Where India Goes From Here
With ₹2,000 notes now largely out of circulation, India’s highest denomination note in active use is ₹500. There has been periodic debate about whether India should introduce a ₹1,000 note or even a ₹2,000 replacement, and the RBI has so far resisted that pressure. The logic is straightforward: keeping the highest denomination at ₹500 makes large-scale cash hoarding more physically cumbersome, which nudges high-value transactions toward digital rails and formal banking channels.
Digital payment infrastructure in India has grown extraordinarily over the period since 2016. UPI transactions now routinely exceed ₹20 lakh crore per month in value, and India has become a global reference case for real-time retail payment systems. The trajectory of this growth suggests that the relevance of high-denomination physical notes will continue to diminish, not because of regulatory fiat but because of the organic convenience of digital alternatives. In that context, the ₹2,000 note’s withdrawal may come to be seen as a relatively minor chapter in a much larger story about India’s financial modernization.
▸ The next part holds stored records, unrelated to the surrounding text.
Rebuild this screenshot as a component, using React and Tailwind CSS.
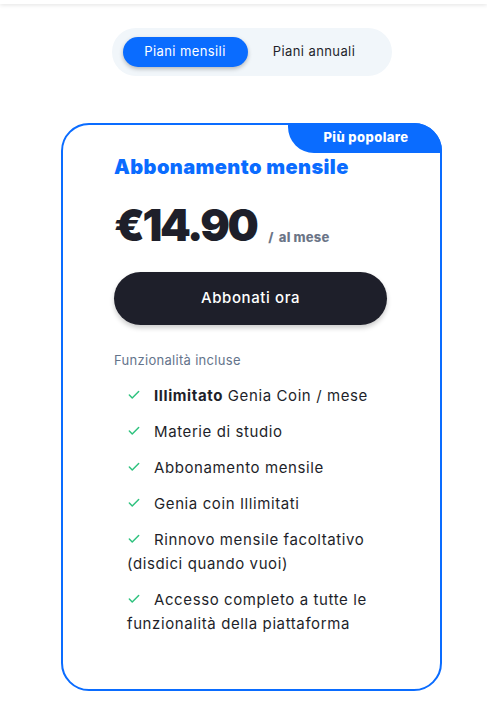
import { Check } from 'lucide-react';

const features = [
  { bold: 'Illimitato', text: ' Genia Coin / mese' },
  { text: 'Materie di studio' },
  { text: 'Abbonamento mensile' },
  { text: 'Genia coin Illimitati' },
  { text: 'Rinnovo mensile facoltativo (disdici quando vuoi)' },
  { text: 'Accesso completo a tutte le funzionalità della piattaforma' },
];

function App() {
  return (
    <div className="min-h-[718px] bg-white font-['Inter',sans-serif] text-[#1e1f2a]">
      <div className="h-[4px] bg-white shadow-[0_1px_4px_rgba(0,0,0,0.12)]" />

      <div className="flex justify-center pl-[16px] pt-[24px]">
        <div className="flex items-center w-[280px] h-[48px] rounded-full bg-[#f1f6fa] px-[11px]">
          <button
            type="button"
            className="w-[125px] h-[30px] rounded-full bg-[#0a6cff] text-white text-[13px] tracking-[0.4px] shadow-[0_2px_4px_rgba(0,0,0,0.25)]"
          >
            Piani mensili
          </button>
          <button type="button" className="flex-1 h-[30px] text-[13px] tracking-[0.4px] text-[#1e1f2a]">
            Piani annuali
          </button>
        </div>
      </div>

      <div className="flex justify-center pl-[16px] pt-[47px]">
        <section className="relative w-[381px] h-[568px] rounded-[28px] border-2 border-[#0a6cff] px-[51px] pt-[28px]">
          <div className="absolute -top-[2px] -right-[2px] w-[154px] h-[30px] bg-[#0a6cff] rounded-tr-[28px] rounded-bl-[26px] flex items-center justify-center pl-[2px]">
            <span className="text-white text-[13px] font-extrabold tracking-[0.4px]">Più popolare</span>
          </div>

          <h2 className="text-[#0a6cff] text-[20px] font-black leading-[28px] tracking-[0.4px]">
            Abbonamento mensile
          </h2>

          <div className="flex items-end mt-[18px] h-[52px]">
            <span className="text-[44px] font-black leading-[52px] tracking-[-2.4px]">€14.90</span>
            <span className="ml-[12px] mb-[4px] text-[13px] font-extrabold text-[#6b7587] tracking-[0.2px]">
              / <span className="ml-[2px]">al mese</span>
            </span>
          </div>

          <button
            type="button"
            className="mt-[21px] w-[273px] h-[53px] rounded-full bg-[#1e1f2a] text-white text-[15px] font-medium tracking-[0.6px] shadow-[0_3px_5px_rgba(0,0,0,0.2)]"
          >
            Abbonati ora
          </button>

          <p className="mt-[26px] text-[13px] text-[#64748b] tracking-[0.3px]">Funzionalità incluse</p>

          <ul className="mt-[13px] flex flex-col gap-[12px]">
            {features.map((f, i) => (
              <li key={i} className="pl-[13px] text-[15px] leading-[24px] tracking-[0.6px]">
                <Check className="inline-block w-[14px] h-[14px] text-[#2ec27e] mr-[13px] -mt-[3px]" strokeWidth={2.5} />
                {f.bold && <span className="font-bold">{f.bold}</span>}
                {f.text}
              </li>
            ))}
          </ul>
        </section>
      </div>
    </div>
  );
}

export default App;
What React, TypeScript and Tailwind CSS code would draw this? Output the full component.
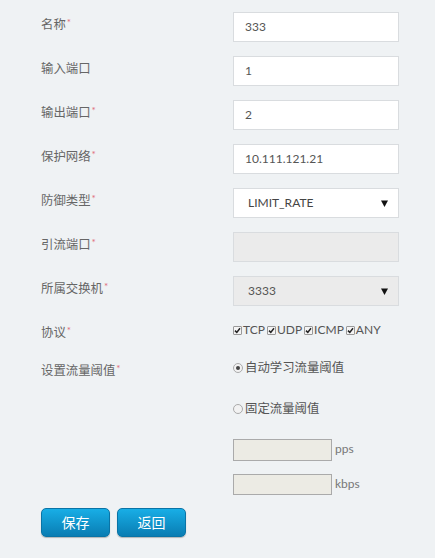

The 1.53% that stayed out of the system is, in the end, a small but telling detail in that larger story — a reminder that financial systems are human systems, shaped by trust, habit, convenience, fear, and sometimes deliberate concealment. The RBI’s currency recall was a success by any reasonable metric. But the notes that didn’t come back are the ones worth thinking about most carefully, because they point to the work that still remains in building a financial system that every Indian, regardless of income level or sector, feels both able and willing to participate in fully.
This article is written for informational and educational purposes. All figures cited are based on publicly available RBI communications and financial reporting through early 2025.